Written task » Return only the number of lines holding the word "that".

[Extracted records]
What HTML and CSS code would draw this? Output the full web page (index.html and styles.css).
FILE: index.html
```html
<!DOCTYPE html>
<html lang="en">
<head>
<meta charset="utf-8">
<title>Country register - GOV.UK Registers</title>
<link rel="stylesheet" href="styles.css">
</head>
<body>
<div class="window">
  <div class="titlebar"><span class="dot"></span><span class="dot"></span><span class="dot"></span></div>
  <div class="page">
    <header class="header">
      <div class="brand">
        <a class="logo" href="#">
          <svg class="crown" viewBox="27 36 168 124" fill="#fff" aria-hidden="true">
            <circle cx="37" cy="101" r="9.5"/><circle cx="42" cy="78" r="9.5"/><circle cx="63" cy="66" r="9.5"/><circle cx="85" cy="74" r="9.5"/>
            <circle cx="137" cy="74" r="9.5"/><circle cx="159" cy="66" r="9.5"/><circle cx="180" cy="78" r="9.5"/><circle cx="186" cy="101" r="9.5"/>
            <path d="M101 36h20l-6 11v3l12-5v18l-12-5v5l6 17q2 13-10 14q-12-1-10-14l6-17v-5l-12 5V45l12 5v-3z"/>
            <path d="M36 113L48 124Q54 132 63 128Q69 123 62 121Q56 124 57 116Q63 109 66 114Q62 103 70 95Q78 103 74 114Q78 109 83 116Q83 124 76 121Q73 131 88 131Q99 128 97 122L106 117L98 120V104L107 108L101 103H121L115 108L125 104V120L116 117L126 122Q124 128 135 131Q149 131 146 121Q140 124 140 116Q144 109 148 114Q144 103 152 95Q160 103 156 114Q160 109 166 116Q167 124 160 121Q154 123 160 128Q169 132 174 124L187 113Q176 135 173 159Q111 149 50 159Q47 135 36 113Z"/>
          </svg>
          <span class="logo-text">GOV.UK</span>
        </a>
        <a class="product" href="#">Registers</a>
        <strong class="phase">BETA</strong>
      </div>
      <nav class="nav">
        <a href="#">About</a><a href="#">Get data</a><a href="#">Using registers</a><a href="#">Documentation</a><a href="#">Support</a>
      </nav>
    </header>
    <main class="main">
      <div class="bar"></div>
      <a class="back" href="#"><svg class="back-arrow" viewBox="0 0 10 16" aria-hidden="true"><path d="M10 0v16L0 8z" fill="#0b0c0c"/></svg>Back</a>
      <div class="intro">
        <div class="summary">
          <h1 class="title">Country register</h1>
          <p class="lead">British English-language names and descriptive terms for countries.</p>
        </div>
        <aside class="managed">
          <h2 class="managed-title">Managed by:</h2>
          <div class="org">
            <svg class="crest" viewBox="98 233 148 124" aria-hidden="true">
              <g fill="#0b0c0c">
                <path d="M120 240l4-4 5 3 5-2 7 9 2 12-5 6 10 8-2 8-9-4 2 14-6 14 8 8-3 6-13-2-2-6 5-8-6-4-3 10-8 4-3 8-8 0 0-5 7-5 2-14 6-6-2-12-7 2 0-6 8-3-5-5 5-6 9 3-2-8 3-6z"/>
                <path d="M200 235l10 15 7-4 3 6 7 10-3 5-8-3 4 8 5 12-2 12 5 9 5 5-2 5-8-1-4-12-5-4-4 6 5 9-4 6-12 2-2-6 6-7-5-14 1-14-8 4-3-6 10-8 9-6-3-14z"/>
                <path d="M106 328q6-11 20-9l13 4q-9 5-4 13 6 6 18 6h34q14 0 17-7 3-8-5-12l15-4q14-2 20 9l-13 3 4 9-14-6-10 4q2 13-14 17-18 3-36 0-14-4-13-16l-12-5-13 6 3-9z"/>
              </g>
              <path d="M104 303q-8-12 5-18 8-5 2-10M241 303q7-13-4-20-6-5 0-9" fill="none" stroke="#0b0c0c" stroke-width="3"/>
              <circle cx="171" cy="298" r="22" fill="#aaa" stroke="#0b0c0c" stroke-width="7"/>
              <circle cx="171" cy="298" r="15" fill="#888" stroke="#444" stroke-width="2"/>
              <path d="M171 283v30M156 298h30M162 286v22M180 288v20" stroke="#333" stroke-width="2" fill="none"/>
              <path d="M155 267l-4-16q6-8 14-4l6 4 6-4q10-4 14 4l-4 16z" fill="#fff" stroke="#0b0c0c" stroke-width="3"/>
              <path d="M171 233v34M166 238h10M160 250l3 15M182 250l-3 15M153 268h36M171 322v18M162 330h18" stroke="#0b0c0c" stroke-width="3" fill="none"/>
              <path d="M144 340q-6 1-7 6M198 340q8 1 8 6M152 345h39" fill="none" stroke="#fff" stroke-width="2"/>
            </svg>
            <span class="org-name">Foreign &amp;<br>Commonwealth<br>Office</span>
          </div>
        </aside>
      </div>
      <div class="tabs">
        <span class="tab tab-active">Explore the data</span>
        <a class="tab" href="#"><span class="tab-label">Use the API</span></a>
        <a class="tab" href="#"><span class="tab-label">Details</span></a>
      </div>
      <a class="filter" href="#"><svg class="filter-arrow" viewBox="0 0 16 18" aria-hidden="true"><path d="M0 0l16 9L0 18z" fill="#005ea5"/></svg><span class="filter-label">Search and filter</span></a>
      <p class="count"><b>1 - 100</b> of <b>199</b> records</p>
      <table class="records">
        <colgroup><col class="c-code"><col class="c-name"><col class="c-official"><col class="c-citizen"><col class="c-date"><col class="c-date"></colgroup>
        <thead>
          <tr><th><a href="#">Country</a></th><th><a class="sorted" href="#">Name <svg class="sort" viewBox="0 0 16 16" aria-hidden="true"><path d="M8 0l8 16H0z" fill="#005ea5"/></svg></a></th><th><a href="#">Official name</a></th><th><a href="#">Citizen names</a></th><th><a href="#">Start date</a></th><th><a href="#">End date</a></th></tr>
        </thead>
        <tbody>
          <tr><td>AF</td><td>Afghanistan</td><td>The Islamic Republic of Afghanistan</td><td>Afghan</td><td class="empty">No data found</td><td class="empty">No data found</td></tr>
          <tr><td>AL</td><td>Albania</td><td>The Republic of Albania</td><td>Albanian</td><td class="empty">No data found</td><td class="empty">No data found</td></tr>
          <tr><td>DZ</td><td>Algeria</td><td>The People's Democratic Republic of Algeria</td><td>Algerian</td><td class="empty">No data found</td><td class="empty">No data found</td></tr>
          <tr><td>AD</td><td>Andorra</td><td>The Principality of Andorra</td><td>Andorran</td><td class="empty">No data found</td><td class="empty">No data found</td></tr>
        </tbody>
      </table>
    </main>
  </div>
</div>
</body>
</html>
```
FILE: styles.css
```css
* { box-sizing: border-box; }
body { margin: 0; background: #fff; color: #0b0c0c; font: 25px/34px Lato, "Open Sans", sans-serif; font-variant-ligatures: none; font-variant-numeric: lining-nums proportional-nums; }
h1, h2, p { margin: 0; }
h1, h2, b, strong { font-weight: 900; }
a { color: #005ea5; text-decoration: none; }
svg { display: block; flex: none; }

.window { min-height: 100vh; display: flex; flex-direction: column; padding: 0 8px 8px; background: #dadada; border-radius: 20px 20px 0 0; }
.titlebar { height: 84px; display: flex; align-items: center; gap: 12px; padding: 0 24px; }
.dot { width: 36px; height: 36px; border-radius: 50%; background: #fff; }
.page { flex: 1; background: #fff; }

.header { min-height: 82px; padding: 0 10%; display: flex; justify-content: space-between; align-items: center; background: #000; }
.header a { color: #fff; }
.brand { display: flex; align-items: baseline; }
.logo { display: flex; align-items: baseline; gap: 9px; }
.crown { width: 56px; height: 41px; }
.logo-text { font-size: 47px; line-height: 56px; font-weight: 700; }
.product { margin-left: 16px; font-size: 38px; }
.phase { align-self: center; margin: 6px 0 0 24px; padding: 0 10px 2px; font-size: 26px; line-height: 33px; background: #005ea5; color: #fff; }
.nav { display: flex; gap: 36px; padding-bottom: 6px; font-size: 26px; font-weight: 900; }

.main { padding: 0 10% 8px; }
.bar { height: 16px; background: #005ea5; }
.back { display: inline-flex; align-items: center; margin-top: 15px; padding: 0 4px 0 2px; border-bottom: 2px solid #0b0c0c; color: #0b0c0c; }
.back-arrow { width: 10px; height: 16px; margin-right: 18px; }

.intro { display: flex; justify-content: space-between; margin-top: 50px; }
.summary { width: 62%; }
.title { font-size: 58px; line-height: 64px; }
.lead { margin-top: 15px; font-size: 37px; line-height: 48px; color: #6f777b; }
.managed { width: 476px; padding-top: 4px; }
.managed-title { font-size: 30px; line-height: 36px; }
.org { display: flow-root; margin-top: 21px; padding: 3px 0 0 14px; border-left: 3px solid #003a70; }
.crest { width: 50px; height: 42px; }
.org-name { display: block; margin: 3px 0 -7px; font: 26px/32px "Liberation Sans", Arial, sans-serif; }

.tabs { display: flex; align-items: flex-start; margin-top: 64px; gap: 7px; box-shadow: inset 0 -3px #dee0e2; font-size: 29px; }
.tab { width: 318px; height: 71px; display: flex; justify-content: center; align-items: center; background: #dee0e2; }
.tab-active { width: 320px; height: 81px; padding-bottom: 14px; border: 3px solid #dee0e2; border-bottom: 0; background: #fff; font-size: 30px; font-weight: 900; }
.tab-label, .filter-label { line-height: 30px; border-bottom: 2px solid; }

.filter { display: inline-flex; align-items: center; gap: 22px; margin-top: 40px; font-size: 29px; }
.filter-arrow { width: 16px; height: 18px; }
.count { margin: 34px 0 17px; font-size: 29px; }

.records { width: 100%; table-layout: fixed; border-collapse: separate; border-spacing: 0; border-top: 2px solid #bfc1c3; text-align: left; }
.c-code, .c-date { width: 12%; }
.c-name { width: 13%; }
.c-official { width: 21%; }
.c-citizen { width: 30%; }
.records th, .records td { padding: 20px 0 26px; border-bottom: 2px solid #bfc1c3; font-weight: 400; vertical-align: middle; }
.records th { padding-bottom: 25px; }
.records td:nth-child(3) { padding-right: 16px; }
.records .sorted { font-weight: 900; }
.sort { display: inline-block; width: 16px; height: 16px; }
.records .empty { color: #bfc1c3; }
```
==
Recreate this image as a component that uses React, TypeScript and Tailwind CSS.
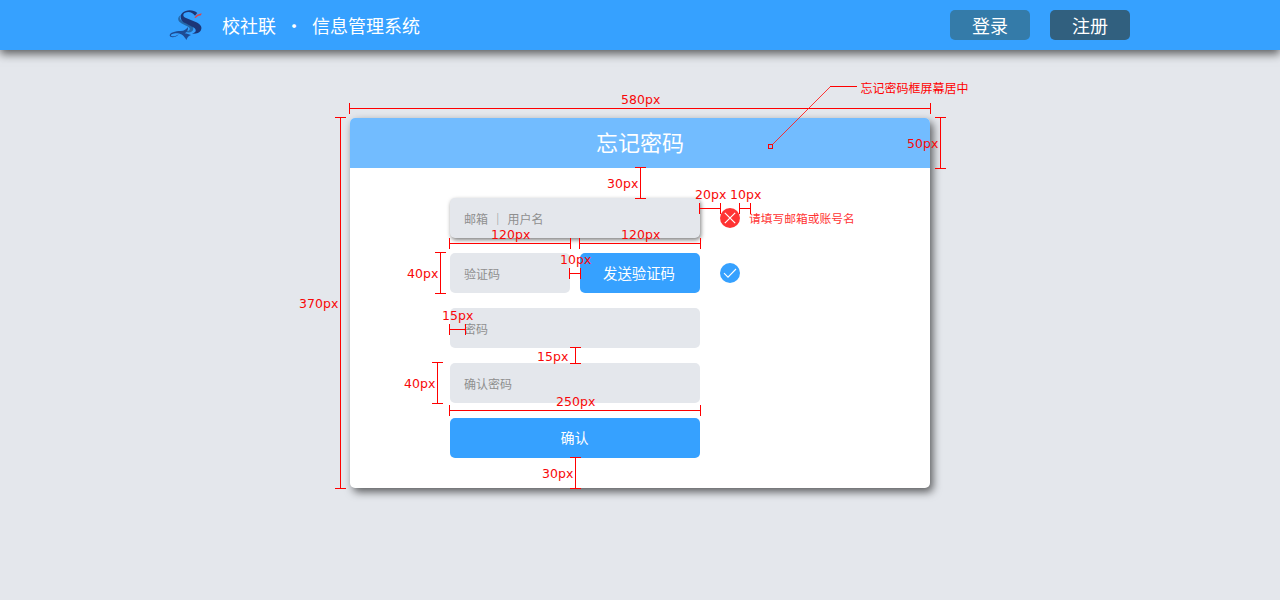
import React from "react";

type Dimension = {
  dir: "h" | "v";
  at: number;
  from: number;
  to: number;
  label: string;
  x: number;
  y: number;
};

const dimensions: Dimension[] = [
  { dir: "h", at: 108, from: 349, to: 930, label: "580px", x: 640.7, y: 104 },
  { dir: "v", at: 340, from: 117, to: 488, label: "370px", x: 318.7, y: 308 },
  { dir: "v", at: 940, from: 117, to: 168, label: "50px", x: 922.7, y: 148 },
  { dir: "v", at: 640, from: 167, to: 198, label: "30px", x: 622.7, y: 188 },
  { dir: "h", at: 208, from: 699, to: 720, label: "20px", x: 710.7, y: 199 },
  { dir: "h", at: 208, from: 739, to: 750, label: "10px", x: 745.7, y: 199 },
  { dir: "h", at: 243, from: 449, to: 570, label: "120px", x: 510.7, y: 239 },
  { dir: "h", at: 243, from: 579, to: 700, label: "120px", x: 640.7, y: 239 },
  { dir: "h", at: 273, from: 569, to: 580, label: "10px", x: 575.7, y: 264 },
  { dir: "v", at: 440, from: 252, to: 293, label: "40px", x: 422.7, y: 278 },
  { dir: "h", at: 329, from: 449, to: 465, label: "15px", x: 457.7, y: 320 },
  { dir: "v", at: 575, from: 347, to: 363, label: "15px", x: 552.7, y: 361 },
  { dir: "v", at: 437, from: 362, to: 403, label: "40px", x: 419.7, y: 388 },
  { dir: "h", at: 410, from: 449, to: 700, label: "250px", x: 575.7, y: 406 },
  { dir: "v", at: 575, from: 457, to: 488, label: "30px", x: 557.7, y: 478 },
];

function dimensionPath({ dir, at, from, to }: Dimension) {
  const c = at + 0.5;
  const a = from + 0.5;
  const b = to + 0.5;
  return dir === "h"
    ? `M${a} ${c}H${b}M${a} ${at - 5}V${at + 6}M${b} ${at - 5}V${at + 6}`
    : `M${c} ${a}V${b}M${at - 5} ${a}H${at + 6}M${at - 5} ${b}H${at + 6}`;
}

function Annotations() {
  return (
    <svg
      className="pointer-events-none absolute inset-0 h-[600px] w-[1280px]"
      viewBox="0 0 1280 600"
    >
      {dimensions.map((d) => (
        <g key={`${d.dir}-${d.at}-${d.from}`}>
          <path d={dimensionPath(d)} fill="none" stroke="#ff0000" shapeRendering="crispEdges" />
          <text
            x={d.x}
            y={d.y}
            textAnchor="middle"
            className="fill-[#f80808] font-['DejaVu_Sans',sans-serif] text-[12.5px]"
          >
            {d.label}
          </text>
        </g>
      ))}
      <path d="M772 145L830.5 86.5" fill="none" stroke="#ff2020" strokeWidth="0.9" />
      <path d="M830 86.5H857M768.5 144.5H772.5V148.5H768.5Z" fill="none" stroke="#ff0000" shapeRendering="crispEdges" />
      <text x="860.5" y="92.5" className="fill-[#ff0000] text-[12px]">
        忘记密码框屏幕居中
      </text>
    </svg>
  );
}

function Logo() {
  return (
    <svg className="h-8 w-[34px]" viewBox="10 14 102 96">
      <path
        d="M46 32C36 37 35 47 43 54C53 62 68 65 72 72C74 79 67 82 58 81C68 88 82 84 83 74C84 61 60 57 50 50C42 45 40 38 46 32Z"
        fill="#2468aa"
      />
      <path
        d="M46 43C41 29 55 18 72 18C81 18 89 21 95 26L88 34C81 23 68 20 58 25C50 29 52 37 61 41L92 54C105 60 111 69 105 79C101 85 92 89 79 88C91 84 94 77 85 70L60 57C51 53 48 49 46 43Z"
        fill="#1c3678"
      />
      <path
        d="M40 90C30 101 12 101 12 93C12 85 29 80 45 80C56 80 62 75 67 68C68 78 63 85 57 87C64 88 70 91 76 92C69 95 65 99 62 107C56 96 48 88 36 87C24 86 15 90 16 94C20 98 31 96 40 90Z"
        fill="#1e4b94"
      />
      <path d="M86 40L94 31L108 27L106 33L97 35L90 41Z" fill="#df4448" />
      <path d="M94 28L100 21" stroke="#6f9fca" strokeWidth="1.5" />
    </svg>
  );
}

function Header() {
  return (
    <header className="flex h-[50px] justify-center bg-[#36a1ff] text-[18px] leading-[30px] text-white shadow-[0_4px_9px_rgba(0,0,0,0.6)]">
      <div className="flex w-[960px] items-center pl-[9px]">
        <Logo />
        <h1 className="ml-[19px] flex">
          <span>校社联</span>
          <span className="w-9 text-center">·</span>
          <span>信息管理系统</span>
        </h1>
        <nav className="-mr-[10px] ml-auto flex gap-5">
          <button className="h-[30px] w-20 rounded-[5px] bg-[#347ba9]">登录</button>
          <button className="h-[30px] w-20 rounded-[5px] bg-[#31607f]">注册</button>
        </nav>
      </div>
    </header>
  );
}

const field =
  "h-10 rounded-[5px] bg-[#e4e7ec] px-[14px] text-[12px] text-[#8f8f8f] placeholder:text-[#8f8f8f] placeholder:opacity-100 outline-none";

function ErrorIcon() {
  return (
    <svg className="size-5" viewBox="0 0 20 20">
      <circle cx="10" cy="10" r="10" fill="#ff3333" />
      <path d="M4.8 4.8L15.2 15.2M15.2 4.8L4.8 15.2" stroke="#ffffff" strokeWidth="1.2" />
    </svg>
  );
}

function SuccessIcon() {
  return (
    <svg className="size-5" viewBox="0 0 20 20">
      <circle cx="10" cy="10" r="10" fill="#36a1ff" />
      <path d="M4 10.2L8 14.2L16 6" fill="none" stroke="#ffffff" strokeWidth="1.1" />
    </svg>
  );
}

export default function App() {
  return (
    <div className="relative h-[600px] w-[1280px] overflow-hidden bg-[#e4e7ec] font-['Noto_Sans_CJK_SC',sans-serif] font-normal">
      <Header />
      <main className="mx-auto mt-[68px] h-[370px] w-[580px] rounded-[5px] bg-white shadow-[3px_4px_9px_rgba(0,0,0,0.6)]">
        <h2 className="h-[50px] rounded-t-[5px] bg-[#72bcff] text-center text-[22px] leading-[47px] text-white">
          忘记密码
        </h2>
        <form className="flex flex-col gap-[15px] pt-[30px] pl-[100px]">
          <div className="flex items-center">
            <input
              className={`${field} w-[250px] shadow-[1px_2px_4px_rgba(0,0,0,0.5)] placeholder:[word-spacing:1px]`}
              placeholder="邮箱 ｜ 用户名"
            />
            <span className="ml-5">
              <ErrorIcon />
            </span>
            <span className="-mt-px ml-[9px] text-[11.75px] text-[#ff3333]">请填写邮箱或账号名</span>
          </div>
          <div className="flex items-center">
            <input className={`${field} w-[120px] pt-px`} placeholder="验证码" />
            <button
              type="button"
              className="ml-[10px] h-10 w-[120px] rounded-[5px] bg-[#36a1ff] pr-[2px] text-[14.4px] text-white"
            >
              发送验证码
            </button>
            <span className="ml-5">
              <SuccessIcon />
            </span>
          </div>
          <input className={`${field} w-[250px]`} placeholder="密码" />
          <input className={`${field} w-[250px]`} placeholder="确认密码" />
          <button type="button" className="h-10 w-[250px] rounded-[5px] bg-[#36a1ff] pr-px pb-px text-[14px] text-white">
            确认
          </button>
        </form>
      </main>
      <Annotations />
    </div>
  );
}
---
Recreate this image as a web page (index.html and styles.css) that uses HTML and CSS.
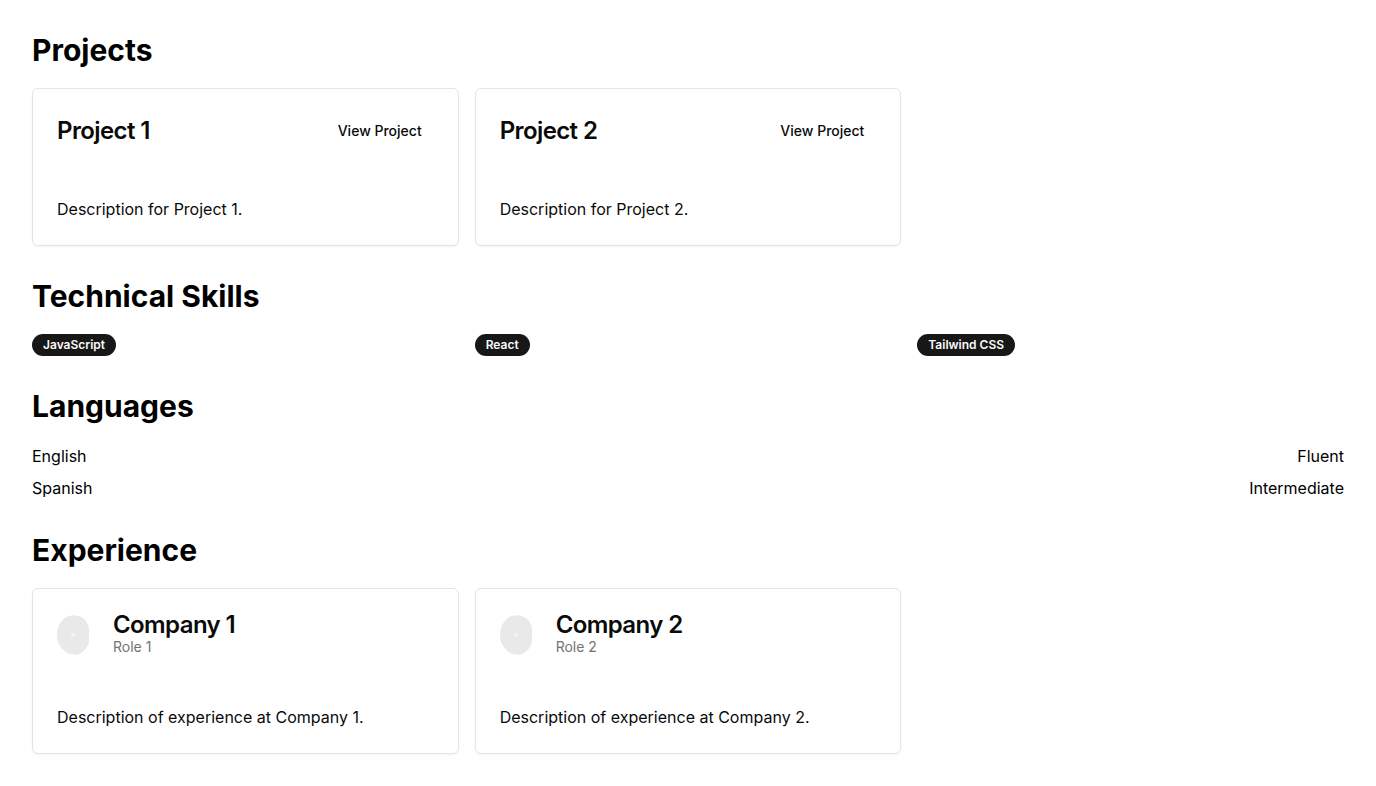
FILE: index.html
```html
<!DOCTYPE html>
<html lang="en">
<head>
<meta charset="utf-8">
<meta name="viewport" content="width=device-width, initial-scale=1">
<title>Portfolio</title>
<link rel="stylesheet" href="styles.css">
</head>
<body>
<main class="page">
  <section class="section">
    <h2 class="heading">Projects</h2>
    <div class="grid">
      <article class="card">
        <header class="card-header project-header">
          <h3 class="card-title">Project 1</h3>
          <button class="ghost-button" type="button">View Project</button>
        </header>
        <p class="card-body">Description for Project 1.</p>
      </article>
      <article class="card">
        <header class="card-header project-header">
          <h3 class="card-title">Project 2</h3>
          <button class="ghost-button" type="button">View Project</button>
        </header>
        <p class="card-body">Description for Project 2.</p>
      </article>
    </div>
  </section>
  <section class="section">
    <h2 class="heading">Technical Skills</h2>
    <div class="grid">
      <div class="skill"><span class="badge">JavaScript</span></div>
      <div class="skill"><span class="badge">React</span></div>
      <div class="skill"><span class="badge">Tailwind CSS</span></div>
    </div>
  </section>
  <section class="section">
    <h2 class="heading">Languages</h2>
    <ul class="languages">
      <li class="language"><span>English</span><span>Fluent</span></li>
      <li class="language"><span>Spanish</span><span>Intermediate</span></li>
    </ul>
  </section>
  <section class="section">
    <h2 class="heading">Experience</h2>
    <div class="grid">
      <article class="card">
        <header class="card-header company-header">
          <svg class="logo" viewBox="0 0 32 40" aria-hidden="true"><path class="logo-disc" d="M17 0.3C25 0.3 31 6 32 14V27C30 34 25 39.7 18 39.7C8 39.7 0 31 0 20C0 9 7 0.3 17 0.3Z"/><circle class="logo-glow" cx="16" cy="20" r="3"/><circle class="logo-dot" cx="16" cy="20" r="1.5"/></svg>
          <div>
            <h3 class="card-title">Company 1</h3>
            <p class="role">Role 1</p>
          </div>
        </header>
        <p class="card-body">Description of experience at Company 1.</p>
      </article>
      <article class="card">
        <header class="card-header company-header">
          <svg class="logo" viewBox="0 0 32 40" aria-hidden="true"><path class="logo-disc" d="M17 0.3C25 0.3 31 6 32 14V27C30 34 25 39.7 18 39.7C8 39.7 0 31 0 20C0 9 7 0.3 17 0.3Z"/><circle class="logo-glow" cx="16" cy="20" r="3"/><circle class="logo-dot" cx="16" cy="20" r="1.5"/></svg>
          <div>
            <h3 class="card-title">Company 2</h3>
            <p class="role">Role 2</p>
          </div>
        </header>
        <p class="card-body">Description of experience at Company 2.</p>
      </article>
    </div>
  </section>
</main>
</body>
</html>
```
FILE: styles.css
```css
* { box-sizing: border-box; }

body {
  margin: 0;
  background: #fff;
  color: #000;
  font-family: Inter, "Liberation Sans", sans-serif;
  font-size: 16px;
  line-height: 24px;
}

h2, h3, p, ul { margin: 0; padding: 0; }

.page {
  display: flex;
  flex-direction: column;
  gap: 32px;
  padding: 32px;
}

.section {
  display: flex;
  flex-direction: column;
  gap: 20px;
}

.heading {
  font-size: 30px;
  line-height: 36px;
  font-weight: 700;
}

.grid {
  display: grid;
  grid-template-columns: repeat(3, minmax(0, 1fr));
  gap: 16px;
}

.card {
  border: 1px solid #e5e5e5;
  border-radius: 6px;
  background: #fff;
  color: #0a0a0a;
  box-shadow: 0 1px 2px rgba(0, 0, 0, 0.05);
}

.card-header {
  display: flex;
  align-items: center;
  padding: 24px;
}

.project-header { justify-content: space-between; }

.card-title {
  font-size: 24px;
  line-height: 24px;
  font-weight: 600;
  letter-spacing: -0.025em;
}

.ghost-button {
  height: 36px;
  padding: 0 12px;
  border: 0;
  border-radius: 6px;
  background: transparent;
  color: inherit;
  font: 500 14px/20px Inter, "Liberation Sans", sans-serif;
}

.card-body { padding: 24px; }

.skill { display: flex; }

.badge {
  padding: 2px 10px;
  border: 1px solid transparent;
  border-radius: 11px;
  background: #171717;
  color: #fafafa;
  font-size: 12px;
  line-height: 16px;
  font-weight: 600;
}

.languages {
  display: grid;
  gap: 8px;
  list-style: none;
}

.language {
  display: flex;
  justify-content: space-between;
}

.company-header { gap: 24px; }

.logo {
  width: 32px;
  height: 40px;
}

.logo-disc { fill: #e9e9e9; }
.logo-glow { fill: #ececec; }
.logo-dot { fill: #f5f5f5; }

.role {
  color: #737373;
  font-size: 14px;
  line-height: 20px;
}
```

Correct result » 2